— Begin DATA EXCERPT —

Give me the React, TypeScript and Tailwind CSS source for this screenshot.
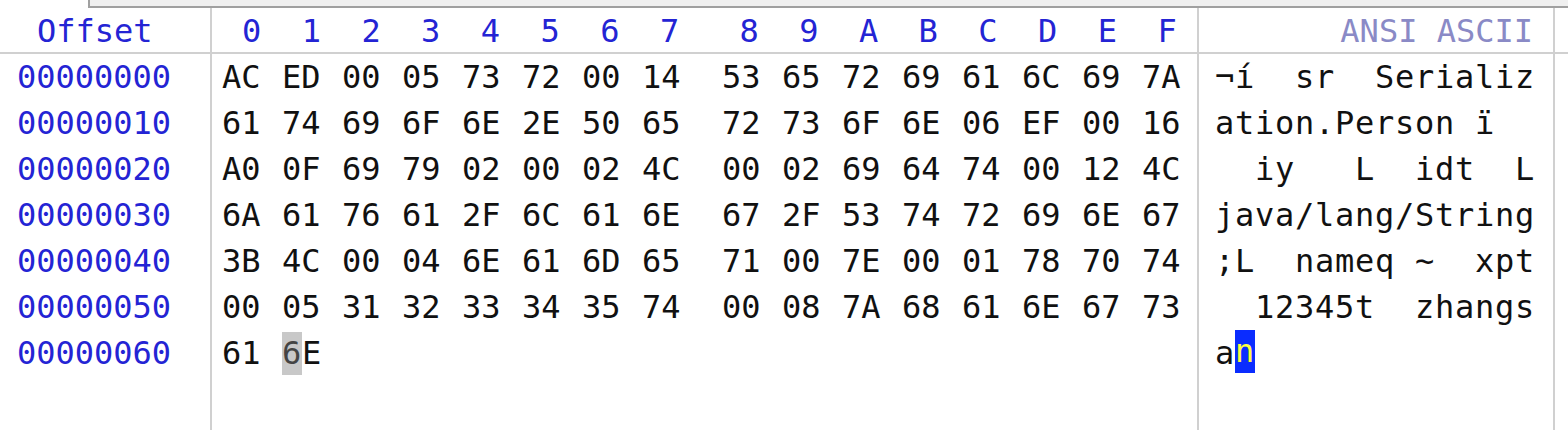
import React from 'react'

const hex = [
  'AC ED 00 05 73 72 00 14 53 65 72 69 61 6C 69 7A',
  '61 74 69 6F 6E 2E 50 65 72 73 6F 6E 06 EF 00 16',
  'A0 0F 69 79 02 00 02 4C 00 02 69 64 74 00 12 4C',
  '6A 61 76 61 2F 6C 61 6E 67 2F 53 74 72 69 6E 67',
  '3B 4C 00 04 6E 61 6D 65 71 00 7E 00 01 78 70 74',
  '00 05 31 32 33 34 35 74 00 08 7A 68 61 6E 67 73',
  '61 6E',
].map((r) => r.split(' '))

const cols = ['0', '1', '2', '3', '4', '5', '6', '7', '8', '9', 'A', 'B', 'C', 'D', 'E', 'F']

// cursor sits on the last byte, second nibble
const cursor = { row: 6, col: 1 }

function toChar(b: string) {
  const n = parseInt(b, 16)
  if (n < 0x20 || n === 0x7f || n === 0xa0 || (n >= 0x80 && n < 0xa0)) return ' '
  return new TextDecoder('windows-1252').decode(new Uint8Array([n]))
}

const mono = { fontFamily: '"DejaVu Sans Mono", "Liberation Mono", monospace' }

export default function App() {
  return (
    <div className="w-[1568px] h-[430px] bg-white overflow-hidden text-[32px] leading-[46px]" style={mono}>
      <div className="flex h-[8px]">
        <div className="w-[88px]" />
        <div className="flex-1 bg-[#f0f0f0] border-l-2 border-b-2 border-[#a0a0a0]" />
      </div>
      <div className="flex h-[422px]">
        {/* offset column */}
        <div className="w-[212px] border-r-2 border-[#d0d0d0] flex flex-col">
          <div className="h-[46px] border-b-2 border-[#d0d0d0] pl-[37px] leading-[46px] text-[#2424d4]">Offset</div>
          {hex.map((_, i) => (
            <div key={i} className="h-[46px] pl-[17px] text-[#2424d4]">
              {(i * 16).toString(16).toUpperCase().padStart(8, '0')}
            </div>
          ))}
        </div>

        {/* hex column */}
        <div className="w-[987px] border-r-2 border-[#d0d0d0] flex flex-col">
          <div className="h-[46px] border-b-2 border-[#d0d0d0] pl-[10px] flex leading-[46px] text-[#2424d4]">
            {cols.map((c, j) => (
              <span key={c} className={j === 7 ? 'w-[80px] pl-[20px]' : 'w-[60px] pl-[20px]'}>{c}</span>
            ))}
          </div>
          {hex.map((row, i) => (
            <div key={i} className="h-[46px] pl-[10px] flex text-[#111111] whitespace-pre">
              {row.map((b, j) => (
                <span key={j} className={j === 7 ? 'w-[80px] shrink-0' : 'w-[60px] shrink-0'}>
                  {i === cursor.row && j === cursor.col ? (
                    <>
                      <span className="inline-block w-[20px] bg-[#c8c8c8] text-[#444444] leading-[43px]">{b[0]}</span>
                      {b[1]}
                    </>
                  ) : (
                    b
                  )}
                </span>
              ))}
            </div>
          ))}
        </div>

        {/* ascii column */}
        <div className="w-[356px] border-r-2 border-[#d0d0d0] flex flex-col">
          <div className="h-[46px] border-b-2 border-[#d0d0d0] pr-[20px] text-right leading-[46px] text-[#8a8ac6]">ANSI ASCII</div>
          {hex.map((row, i) => (
            <div key={i} className="h-[46px] pl-[16px] flex text-[#111111] whitespace-pre">
              {row.map((b, j) => (
                <span
                  key={j}
                  className={
                    i === cursor.row && j === cursor.col
                      ? 'w-[20px] shrink-0 bg-[#0a2cff] text-[#ffff40] leading-[43px] h-[43px]'
                      : 'w-[20px] shrink-0'
                  }
                >
                  {toChar(b)}
                </span>
              ))}
            </div>
          ))}
        </div>

        <div className="flex-1 flex flex-col">
          <div className="h-[46px] border-b-2 border-[#d0d0d0]" />
        </div>
      </div>
    </div>
  )
}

— End DATA EXCERPT —

■ WHAT TO PRODUCE
Repeat the material verbatim. Do not carry over any picture.

■ RESPONSE FOR THIS EXERCISE
Give me the React, TypeScript and Tailwind CSS source for this screenshot.
import React from 'react'

const hex = [
  'AC ED 00 05 73 72 00 14 53 65 72 69 61 6C 69 7A',
  '61 74 69 6F 6E 2E 50 65 72 73 6F 6E 06 EF 00 16',
  'A0 0F 69 79 02 00 02 4C 00 02 69 64 74 00 12 4C',
  '6A 61 76 61 2F 6C 61 6E 67 2F 53 74 72 69 6E 67',
  '3B 4C 00 04 6E 61 6D 65 71 00 7E 00 01 78 70 74',
  '00 05 31 32 33 34 35 74 00 08 7A 68 61 6E 67 73',
  '61 6E',
].map((r) => r.split(' '))

const cols = ['0', '1', '2', '3', '4', '5', '6', '7', '8', '9', 'A', 'B', 'C', 'D', 'E', 'F']

// cursor sits on the last byte, second nibble
const cursor = { row: 6, col: 1 }

function toChar(b: string) {
  const n = parseInt(b, 16)
  if (n < 0x20 || n === 0x7f || n === 0xa0 || (n >= 0x80 && n < 0xa0)) return ' '
  return new TextDecoder('windows-1252').decode(new Uint8Array([n]))
}

const mono = { fontFamily: '"DejaVu Sans Mono", "Liberation Mono", monospace' }

export default function App() {
  return (
    <div className="w-[1568px] h-[430px] bg-white overflow-hidden text-[32px] leading-[46px]" style={mono}>
      <div className="flex h-[8px]">
        <div className="w-[88px]" />
        <div className="flex-1 bg-[#f0f0f0] border-l-2 border-b-2 border-[#a0a0a0]" />
      </div>
      <div className="flex h-[422px]">
        {/* offset column */}
        <div className="w-[212px] border-r-2 border-[#d0d0d0] flex flex-col">
          <div className="h-[46px] border-b-2 border-[#d0d0d0] pl-[37px] leading-[46px] text-[#2424d4]">Offset</div>
          {hex.map((_, i) => (
            <div key={i} className="h-[46px] pl-[17px] text-[#2424d4]">
              {(i * 16).toString(16).toUpperCase().padStart(8, '0')}
            </div>
          ))}
        </div>

        {/* hex column */}
        <div className="w-[987px] border-r-2 border-[#d0d0d0] flex flex-col">
          <div className="h-[46px] border-b-2 border-[#d0d0d0] pl-[10px] flex leading-[46px] text-[#2424d4]">
            {cols.map((c, j) => (
              <span key={c} className={j === 7 ? 'w-[80px] pl-[20px]' : 'w-[60px] pl-[20px]'}>{c}</span>
            ))}
          </div>
          {hex.map((row, i) => (
            <div key={i} className="h-[46px] pl-[10px] flex text-[#111111] whitespace-pre">
              {row.map((b, j) => (
                <span key={j} className={j === 7 ? 'w-[80px] shrink-0' : 'w-[60px] shrink-0'}>
                  {i === cursor.row && j === cursor.col ? (
                    <>
                      <span className="inline-block w-[20px] bg-[#c8c8c8] text-[#444444] leading-[43px]">{b[0]}</span>
                      {b[1]}
                    </>
                  ) : (
                    b
                  )}
                </span>
              ))}
            </div>
          ))}
        </div>

        {/* ascii column */}
        <div className="w-[356px] border-r-2 border-[#d0d0d0] flex flex-col">
          <div className="h-[46px] border-b-2 border-[#d0d0d0] pr-[20px] text-right leading-[46px] text-[#8a8ac6]">ANSI ASCII</div>
          {hex.map((row, i) => (
            <div key={i} className="h-[46px] pl-[16px] flex text-[#111111] whitespace-pre">
              {row.map((b, j) => (
                <span
                  key={j}
                  className={
                    i === cursor.row && j === cursor.col
                      ? 'w-[20px] shrink-0 bg-[#0a2cff] text-[#ffff40] leading-[43px] h-[43px]'
                      : 'w-[20px] shrink-0'
                  }
                >
                  {toChar(b)}
                </span>
              ))}
            </div>
          ))}
        </div>

        <div className="flex-1 flex flex-col">
          <div className="h-[46px] border-b-2 border-[#d0d0d0]" />
        </div>
      </div>
    </div>
  )
}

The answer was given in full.